ONE of the strangest things about change is that as it becomes more practical, more affordable and easier to achieve resistance to it seems to increase amongst those who are stuck in the mire of fossilised thinking.

For decades environmentalists have been telling us that the first priority is to cut our consumption of power by improving insulation on existing buildings and making sure all new ones are cheap to run.

There is still no serious national programme of insulation of leaky old buildings and most of the new estates that are going up across Craven aren’t installing a single solar panel. That has a direct impact on energy bills and on inflation.

The second quick and easy way to reduce the need to produce energy is to switch consumption away from peak times so that we even out demand. Yet most energy customers are still on flat rate charges that give them no incentive to use power at 2am in the morning when little power is used instead of at 5pm at night when demand is heavy.

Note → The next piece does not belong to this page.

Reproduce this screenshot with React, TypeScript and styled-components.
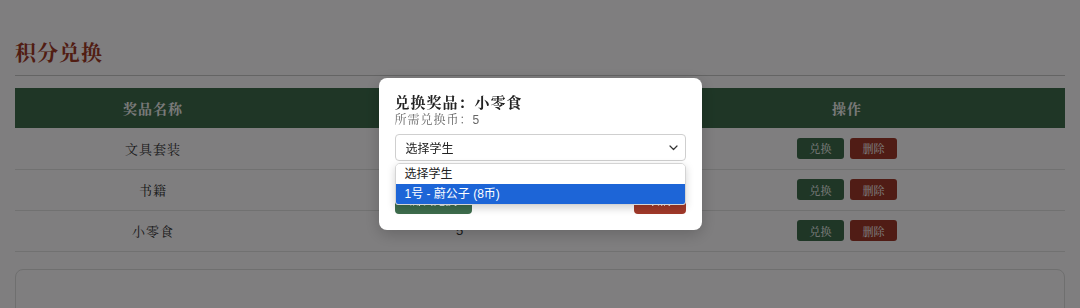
import styled, { createGlobalStyle } from 'styled-components'

const GlobalStyle = createGlobalStyle`
  html, body {
    margin: 0;
    padding: 0;
    background: #fefcff;
    font-family: 'Liberation Serif', 'Noto Serif CJK SC', 'Noto Sans CJK SC', serif;
    color: #333;
  }
  * { box-sizing: border-box; }
`

const SERIF = `'Liberation Serif', 'Noto Serif CJK SC', 'Noto Sans CJK SC', serif`
const SANS = `'Liberation Sans', 'Noto Sans CJK SC', sans-serif`

const GREEN = '#3e6d4d'
const RED = '#a1392a'

type Prize = {
  name: string
  cost: number
}

const prizes: Prize[] = [
  { name: '文具套装', cost: 10 },
  { name: '书籍', cost: 20 },
  { name: '小零食', cost: 5 },
]

const Page = styled.div`
  padding: 0 15px;
  height: 308px;
  overflow: hidden;
`

const Title = styled.h2`
  margin: 38px 0 0;
  padding-bottom: 7px;
  font-size: 21px;
  line-height: 30px;
  font-weight: 700;
  color: #a33a26;
  letter-spacing: 1px;
  border-bottom: 1px solid #c8c8c8;
`

const Table = styled.table`
  width: 100%;
  margin-top: 12px;
  border-collapse: collapse;
  font-size: 13px;
`

const HeadCell = styled.th<{ $w: number }>`
  width: ${(p) => p.$w}px;
  height: 40px;
  background: ${GREEN};
  color: #f4f4f4;
  font-size: 14px;
  font-weight: 700;
  text-align: center;
  letter-spacing: 1px;
`

const Cell = styled.td<{ $sans?: boolean }>`
  height: 41px;
  text-align: center;
  border-bottom: 1px solid #e2e2e2;
  color: #333;
  letter-spacing: 1px;
  font-family: ${(p) => (p.$sans ? SANS : SERIF)};
`

const Actions = styled.div`
  display: flex;
  justify-content: center;
  gap: 6px;
`

const SmallButton = styled.button<{ $red?: boolean }>`
  width: 47px;
  height: 21px;
  border: none;
  border-radius: 3px;
  background: ${(p) => (p.$red ? RED : GREEN)};
  color: #fff;
  font-family: ${SERIF};
  font-size: 11px;
  padding: 0;
`

const Card = styled.div`
  margin-top: 17px;
  height: 80px;
  border: 1px solid #dedede;
  border-radius: 8px;
`

const Overlay = styled.div`
  position: fixed;
  inset: 0;
  background: rgba(0, 0, 0, 0.5);
  display: flex;
  align-items: center;
  justify-content: center;
`

const Modal = styled.div`
  width: 323px;
  padding: 15px 16px 16px;
  background: #fff;
  border-radius: 8px;
  box-shadow: 0 4px 16px rgba(0, 0, 0, 0.2);
`

const ModalTitle = styled.h3`
  margin: 0;
  font-size: 15px;
  line-height: 20px;
  font-weight: 700;
  color: #222;
  letter-spacing: 1px;
`

const ModalSub = styled.p`
  margin: 0;
  font-size: 12px;
  line-height: 15px;
  color: #666;
  letter-spacing: 1px;

  b {
    font-family: ${SANS};
    font-weight: 400;
  }
`

const SelectWrap = styled.div`
  position: relative;
  margin-top: 6px;
`

const SelectBox = styled.div`
  height: 27px;
  border: 1px solid #cfcfcf;
  border-radius: 4px;
  display: flex;
  align-items: center;
  justify-content: space-between;
  padding: 0 7px 0 10px;
  font-family: ${SANS};
  font-size: 12px;
  color: #222;
`

const OptionList = styled.ul`
  position: absolute;
  top: calc(100% + 2px);
  left: 0;
  right: 0;
  margin: 0;
  padding: 0;
  list-style: none;
  background: #fff;
  border: 1px solid #d4d4d4;
  border-radius: 5px 5px 3px 3px;
  box-shadow: 0 3px 8px rgba(0, 0, 0, 0.18);
  overflow: hidden;
  z-index: 2;
`

const OptionItem = styled.li<{ $active?: boolean }>`
  height: 20px;
  line-height: 20px;
  padding-left: 9px;
  font-family: ${SANS};
  font-size: 12px;
  color: ${(p) => (p.$active ? '#fff' : '#222')};
  background: ${(p) => (p.$active ? '#1d65d7' : '#fff')};
`

const ButtonRow = styled.div`
  display: flex;
  justify-content: space-between;
  margin-top: 25px;
`

const ModalButton = styled.button<{ $red?: boolean; $w: number }>`
  width: ${(p) => p.$w}px;
  height: 28px;
  border: none;
  border-radius: 4px;
  background: ${(p) => (p.$red ? RED : GREEN)};
  color: #fff;
  font-family: ${SERIF};
  font-size: 12px;
`

const Chevron = () => (
  <svg width="9" height="6" viewBox="0 0 9 6" fill="none">
    <path d="M1 1l3.5 3.5L8 1" stroke="#333" strokeWidth="1.2" strokeLinecap="round" strokeLinejoin="round" />
  </svg>
)

const App = () => {
  return (
    <>
      <GlobalStyle />
      <Page>
        <Title>积分兑换</Title>
        <Table>
          <thead>
            <tr>
              <HeadCell $w={276}>奖品名称</HeadCell>
              <HeadCell $w={338}>所需兑换币</HeadCell>
              <HeadCell $w={436}>操作</HeadCell>
            </tr>
          </thead>
          <tbody>
            {prizes.map((prize) => (
              <tr key={prize.name}>
                <Cell>{prize.name}</Cell>
                <Cell $sans>{prize.cost}</Cell>
                <Cell>
                  <Actions>
                    <SmallButton>兑换</SmallButton>
                    <SmallButton $red>删除</SmallButton>
                  </Actions>
                </Cell>
              </tr>
            ))}
          </tbody>
        </Table>
        <Card />
      </Page>
      <Overlay>
        <Modal>
          <ModalTitle>兑换奖品：小零食</ModalTitle>
          <ModalSub>
            所需兑换币：<b>5</b>
          </ModalSub>
          <SelectWrap>
            <SelectBox>
              <span>选择学生</span>
              <Chevron />
            </SelectBox>
            <OptionList>
              <OptionItem>选择学生</OptionItem>
              <OptionItem $active>1号 - 蔚公子 (8币)</OptionItem>
            </OptionList>
          </SelectWrap>
          <ButtonRow>
            <ModalButton $w={77}>确认兑换</ModalButton>
            <ModalButton $w={52} $red>
              取消
            </ModalButton>
          </ButtonRow>
        </Modal>
      </Overlay>
    </>
  )
}

export default App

Simple changes in the time of use are quick, cheap and highly effective ways of reducing the amount of energy production that is needed. There is already plenty enough power capacity to cope with a huge switch to electric vehicles if they are charged at off peak times.

When it comes to generating power it has become seriously cost effective to invest in solar panels that are backed up with batteries. Yet there is little support to help households to cover the up front costs of installing them.

The government chose instead to waste money on subsidising energy bills at the same time as energy companies were allowed to excessively raise prices in order to increase their profit margins. Has there ever been a more short sighted waste of government money or a bigger failure to invest in the future?

The technology to wean Britain off dependence on burning fossils is already with us and already affordable. What is lacking is the will to implement it.